In an interview with International Adviser on the day the Bahamas announcement was made, Hansard chief executive Gordon Marr acknowledged that the launch of Hansard Worldwide Ltd (HWL) was partly because of the conduct of business code.
“If you just sat on the Isle of Man your position would decline over time, we will continue to operate there within the constraints of what we do,” he said.
As the dust has settled, however, some within the industry are expressing their frustrations with the move.
Not one to mince his words, RL360 chief executive David Kneeshaw told IA: “Hansard and the Bahamas; they deserve each other.”
While Old Mutual International managing director Peter Kenny admits to being disappointed with Hansard’s decision.
“The conduct of business code is about industry best practice and making sure the end customer is fully aware of what they are paying for.
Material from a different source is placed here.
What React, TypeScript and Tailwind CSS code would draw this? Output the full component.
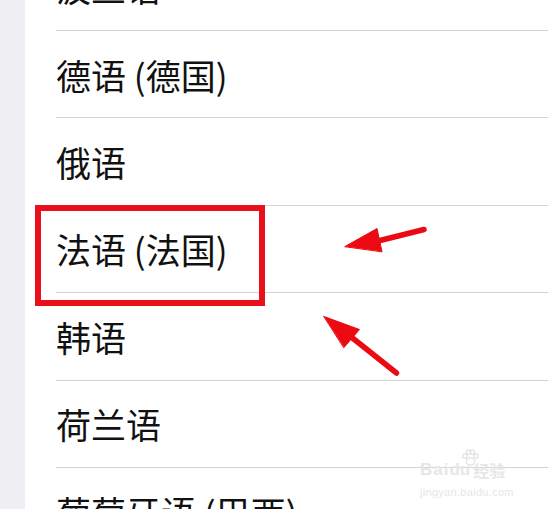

The Isle of Man is working to drive positive change in the market and for one company to break rank is disappointing,” he said to International Adviser.
Other industry figures, who declined to be quoted, expressed similar views.
So far, the Isle of Man Financial Services Authority has been quiet about the move. A request for comment went unanswered.
A statement from the island’s Department for Enterprise didn’t respond to IA’s questions regarding the launch of HWL and how it reflected on the code.
However, it reiterated that the Department “is fully supportive of the conduct of business rule changes to be adopted on 1 January 2019, which is a further example of the island adopting international best practice”.
Strategic growth plans
In response to the criticism, Marr told IA: “As a FTSE-listed company, you will appreciate that we are restricted in the extent to which we could disclose any information regarding the launch of HWL.
“The attainment of a licence for HWL in the Bahamas is the delivery of one element of our strategic growth plans which we have been working on for some time.
“HWL allows us to get closer and offer a more localised service to our customers in the Latin American region in particular, which is a high growth region for us. The reaction we have had around the world, meeting with our key distributors over the last three weeks has been very encouraging and we are excited about developing HWL to its full potential.
Conduct of business
The code was first announced in July 2016 and included a two-stage implementation of key information documents (Kid).
Phase one was originally intended to come into force in January 2018 and involved a generic document outlining the maximum fees and commissions a client would pay.
However, this was later scrapped.
Phase two, which will come into force on 1 January 2019, mandates that insurers have to issue policyholder-specific Kids at the point of sale disclosing the precise fees and commissions the client will pay.
Life insurers based on the island that deal primarily with UK-based clients will not be impacted as they are already subject to the retail distribution review.